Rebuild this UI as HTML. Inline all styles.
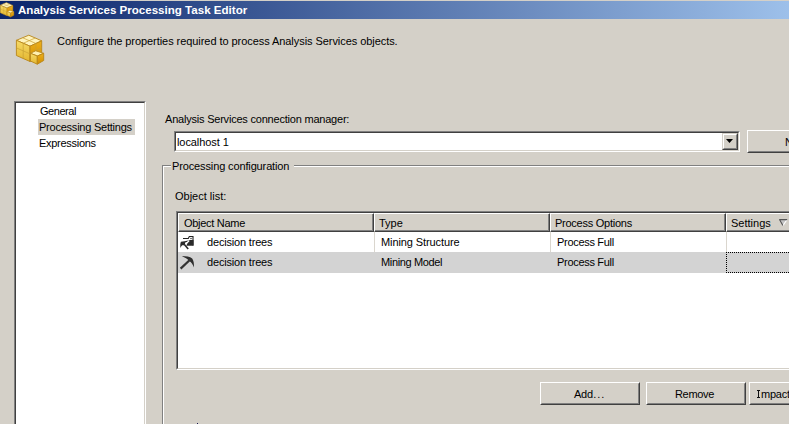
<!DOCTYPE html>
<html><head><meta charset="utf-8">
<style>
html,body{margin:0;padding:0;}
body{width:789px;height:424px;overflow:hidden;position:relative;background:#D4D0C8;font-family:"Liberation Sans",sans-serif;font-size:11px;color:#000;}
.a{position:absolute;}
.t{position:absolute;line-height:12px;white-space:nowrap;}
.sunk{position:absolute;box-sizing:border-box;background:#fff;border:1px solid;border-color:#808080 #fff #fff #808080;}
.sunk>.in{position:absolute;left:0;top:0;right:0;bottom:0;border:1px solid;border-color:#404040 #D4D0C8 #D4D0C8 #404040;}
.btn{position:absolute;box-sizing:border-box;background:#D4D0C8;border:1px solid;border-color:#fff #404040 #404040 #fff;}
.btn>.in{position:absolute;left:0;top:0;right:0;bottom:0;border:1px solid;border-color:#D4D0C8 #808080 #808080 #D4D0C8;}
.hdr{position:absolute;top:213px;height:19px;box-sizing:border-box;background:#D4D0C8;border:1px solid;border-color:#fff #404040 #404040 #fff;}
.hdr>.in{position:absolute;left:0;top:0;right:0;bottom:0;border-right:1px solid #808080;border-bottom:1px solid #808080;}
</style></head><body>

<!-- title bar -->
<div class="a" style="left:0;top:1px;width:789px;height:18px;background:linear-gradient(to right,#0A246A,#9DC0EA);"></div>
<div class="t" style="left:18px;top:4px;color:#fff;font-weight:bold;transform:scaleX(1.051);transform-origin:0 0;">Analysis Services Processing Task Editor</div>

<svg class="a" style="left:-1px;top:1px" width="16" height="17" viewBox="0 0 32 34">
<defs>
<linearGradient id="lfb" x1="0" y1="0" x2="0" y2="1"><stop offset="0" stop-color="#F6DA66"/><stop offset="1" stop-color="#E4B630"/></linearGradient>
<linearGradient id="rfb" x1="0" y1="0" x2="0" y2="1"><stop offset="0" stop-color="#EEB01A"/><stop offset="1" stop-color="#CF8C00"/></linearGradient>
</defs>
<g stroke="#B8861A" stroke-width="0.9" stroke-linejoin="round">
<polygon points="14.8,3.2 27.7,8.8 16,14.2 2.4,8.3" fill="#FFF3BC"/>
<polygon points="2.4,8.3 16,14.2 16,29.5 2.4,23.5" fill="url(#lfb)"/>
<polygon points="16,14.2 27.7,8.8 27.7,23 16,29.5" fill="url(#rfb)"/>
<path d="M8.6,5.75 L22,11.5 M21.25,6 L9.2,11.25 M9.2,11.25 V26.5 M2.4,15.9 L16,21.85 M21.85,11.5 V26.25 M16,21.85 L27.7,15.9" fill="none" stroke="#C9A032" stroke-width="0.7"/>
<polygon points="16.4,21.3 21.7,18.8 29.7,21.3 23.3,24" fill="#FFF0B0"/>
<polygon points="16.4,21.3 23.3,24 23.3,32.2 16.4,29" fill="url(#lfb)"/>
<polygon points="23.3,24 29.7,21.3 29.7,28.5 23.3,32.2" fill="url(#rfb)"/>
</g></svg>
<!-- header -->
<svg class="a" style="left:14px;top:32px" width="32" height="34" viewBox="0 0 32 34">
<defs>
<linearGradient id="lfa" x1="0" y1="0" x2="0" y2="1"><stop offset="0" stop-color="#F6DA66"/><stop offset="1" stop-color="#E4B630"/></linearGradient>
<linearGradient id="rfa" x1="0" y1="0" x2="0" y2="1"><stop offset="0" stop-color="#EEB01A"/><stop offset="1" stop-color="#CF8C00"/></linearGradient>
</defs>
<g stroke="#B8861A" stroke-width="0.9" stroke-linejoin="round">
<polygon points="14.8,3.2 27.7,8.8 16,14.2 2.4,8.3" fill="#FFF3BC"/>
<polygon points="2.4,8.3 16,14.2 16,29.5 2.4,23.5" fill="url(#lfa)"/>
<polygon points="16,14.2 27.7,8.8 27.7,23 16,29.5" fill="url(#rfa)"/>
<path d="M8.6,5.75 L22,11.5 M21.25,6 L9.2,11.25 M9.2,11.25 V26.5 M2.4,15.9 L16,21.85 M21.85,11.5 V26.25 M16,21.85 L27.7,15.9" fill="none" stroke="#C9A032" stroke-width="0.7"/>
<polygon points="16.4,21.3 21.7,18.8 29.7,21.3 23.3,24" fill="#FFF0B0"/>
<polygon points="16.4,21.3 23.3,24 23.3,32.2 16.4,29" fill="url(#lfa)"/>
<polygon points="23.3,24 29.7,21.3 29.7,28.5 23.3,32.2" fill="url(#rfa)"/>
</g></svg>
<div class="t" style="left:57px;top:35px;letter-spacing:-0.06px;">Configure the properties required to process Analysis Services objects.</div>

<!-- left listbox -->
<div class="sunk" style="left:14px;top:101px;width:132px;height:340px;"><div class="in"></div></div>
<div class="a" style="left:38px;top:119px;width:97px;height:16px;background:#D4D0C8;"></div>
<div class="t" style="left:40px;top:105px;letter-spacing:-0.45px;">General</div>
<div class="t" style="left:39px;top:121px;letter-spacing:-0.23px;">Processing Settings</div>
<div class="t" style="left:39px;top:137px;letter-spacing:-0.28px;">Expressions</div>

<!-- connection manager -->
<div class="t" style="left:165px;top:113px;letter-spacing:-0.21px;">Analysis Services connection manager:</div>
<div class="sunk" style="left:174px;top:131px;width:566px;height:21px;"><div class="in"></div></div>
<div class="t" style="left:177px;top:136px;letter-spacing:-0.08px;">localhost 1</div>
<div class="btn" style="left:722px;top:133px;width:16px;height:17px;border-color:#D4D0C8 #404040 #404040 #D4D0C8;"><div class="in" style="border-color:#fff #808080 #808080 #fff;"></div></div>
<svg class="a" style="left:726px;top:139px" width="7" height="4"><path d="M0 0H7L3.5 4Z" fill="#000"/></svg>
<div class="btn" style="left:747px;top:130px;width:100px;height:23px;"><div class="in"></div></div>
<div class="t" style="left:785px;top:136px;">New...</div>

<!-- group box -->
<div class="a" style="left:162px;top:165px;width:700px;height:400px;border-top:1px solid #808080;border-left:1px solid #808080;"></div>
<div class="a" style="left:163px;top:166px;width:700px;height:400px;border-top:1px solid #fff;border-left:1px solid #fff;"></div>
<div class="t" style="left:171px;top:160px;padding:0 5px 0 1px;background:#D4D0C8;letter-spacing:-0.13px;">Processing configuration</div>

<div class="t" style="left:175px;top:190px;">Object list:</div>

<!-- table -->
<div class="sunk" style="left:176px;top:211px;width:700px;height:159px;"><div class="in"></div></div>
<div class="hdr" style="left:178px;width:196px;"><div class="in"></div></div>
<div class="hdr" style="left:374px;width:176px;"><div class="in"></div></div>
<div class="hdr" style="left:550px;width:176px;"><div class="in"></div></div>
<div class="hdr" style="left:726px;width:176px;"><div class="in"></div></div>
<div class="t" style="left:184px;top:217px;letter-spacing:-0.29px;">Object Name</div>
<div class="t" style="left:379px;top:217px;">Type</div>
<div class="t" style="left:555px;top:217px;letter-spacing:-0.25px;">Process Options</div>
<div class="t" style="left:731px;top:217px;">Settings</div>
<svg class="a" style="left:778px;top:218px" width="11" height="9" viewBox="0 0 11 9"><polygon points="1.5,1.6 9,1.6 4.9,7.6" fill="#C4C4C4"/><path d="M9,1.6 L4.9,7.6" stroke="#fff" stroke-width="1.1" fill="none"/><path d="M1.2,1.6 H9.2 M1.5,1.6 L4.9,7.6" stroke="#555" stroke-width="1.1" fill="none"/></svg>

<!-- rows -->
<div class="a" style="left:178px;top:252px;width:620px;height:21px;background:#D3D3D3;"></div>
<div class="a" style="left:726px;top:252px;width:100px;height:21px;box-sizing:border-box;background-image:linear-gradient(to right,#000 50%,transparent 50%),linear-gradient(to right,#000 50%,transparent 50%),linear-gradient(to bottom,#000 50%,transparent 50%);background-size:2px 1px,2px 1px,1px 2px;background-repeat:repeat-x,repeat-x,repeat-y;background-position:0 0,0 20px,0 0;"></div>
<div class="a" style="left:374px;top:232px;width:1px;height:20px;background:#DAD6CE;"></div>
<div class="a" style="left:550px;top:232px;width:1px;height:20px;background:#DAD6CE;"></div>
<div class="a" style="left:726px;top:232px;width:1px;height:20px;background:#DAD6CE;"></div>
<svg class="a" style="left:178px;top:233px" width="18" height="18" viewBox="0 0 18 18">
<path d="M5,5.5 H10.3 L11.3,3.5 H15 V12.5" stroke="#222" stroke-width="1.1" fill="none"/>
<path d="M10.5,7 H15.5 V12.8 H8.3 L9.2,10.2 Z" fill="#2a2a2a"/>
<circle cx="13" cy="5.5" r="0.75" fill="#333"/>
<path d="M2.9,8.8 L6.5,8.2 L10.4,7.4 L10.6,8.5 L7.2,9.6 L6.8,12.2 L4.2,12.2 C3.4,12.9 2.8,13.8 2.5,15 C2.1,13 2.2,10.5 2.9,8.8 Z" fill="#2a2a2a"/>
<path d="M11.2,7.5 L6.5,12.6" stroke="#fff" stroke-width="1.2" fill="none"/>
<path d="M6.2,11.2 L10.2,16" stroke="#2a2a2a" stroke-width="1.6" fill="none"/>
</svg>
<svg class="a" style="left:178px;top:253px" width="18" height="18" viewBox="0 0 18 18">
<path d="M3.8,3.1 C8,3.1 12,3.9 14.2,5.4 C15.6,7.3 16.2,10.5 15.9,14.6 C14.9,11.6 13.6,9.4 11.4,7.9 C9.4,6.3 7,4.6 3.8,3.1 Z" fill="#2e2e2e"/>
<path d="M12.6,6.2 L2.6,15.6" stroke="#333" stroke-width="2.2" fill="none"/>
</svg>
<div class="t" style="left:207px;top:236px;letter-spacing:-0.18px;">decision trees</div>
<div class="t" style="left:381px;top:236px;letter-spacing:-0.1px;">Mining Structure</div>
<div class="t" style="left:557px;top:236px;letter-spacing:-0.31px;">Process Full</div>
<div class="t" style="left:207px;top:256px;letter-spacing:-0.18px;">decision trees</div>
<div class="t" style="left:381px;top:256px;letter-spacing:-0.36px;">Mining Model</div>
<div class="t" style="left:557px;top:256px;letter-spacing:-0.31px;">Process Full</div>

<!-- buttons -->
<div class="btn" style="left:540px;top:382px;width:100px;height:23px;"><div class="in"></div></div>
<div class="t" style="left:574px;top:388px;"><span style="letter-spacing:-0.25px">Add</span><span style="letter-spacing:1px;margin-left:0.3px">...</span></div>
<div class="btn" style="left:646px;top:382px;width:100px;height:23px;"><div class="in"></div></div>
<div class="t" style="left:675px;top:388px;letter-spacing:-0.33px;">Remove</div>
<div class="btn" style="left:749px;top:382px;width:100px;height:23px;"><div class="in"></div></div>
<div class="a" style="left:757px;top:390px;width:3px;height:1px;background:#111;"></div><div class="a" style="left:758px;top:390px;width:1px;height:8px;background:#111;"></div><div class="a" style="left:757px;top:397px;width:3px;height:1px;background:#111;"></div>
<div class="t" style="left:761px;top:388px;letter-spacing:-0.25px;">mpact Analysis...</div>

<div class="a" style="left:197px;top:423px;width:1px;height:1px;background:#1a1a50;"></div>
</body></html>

⁂

• **SET EXERCISE**
Quote, exactly and only, the lines from the first line of the data above through the line containing "</style></head><body>". The pictures do not belong in it.

• **TASK RESPONSE**
Rebuild this UI as HTML. Inline all styles.
<!DOCTYPE html>
<html><head><meta charset="utf-8">
<style>
html,body{margin:0;padding:0;}
body{width:789px;height:424px;overflow:hidden;position:relative;background:#D4D0C8;font-family:"Liberation Sans",sans-serif;font-size:11px;color:#000;}
.a{position:absolute;}
.t{position:absolute;line-height:12px;white-space:nowrap;}
.sunk{position:absolute;box-sizing:border-box;background:#fff;border:1px solid;border-color:#808080 #fff #fff #808080;}
.sunk>.in{position:absolute;left:0;top:0;right:0;bottom:0;border:1px solid;border-color:#404040 #D4D0C8 #D4D0C8 #404040;}
.btn{position:absolute;box-sizing:border-box;background:#D4D0C8;border:1px solid;border-color:#fff #404040 #404040 #fff;}
.btn>.in{position:absolute;left:0;top:0;right:0;bottom:0;border:1px solid;border-color:#D4D0C8 #808080 #808080 #D4D0C8;}
.hdr{position:absolute;top:213px;height:19px;box-sizing:border-box;background:#D4D0C8;border:1px solid;border-color:#fff #404040 #404040 #fff;}
.hdr>.in{position:absolute;left:0;top:0;right:0;bottom:0;border-right:1px solid #808080;border-bottom:1px solid #808080;}
</style></head><body>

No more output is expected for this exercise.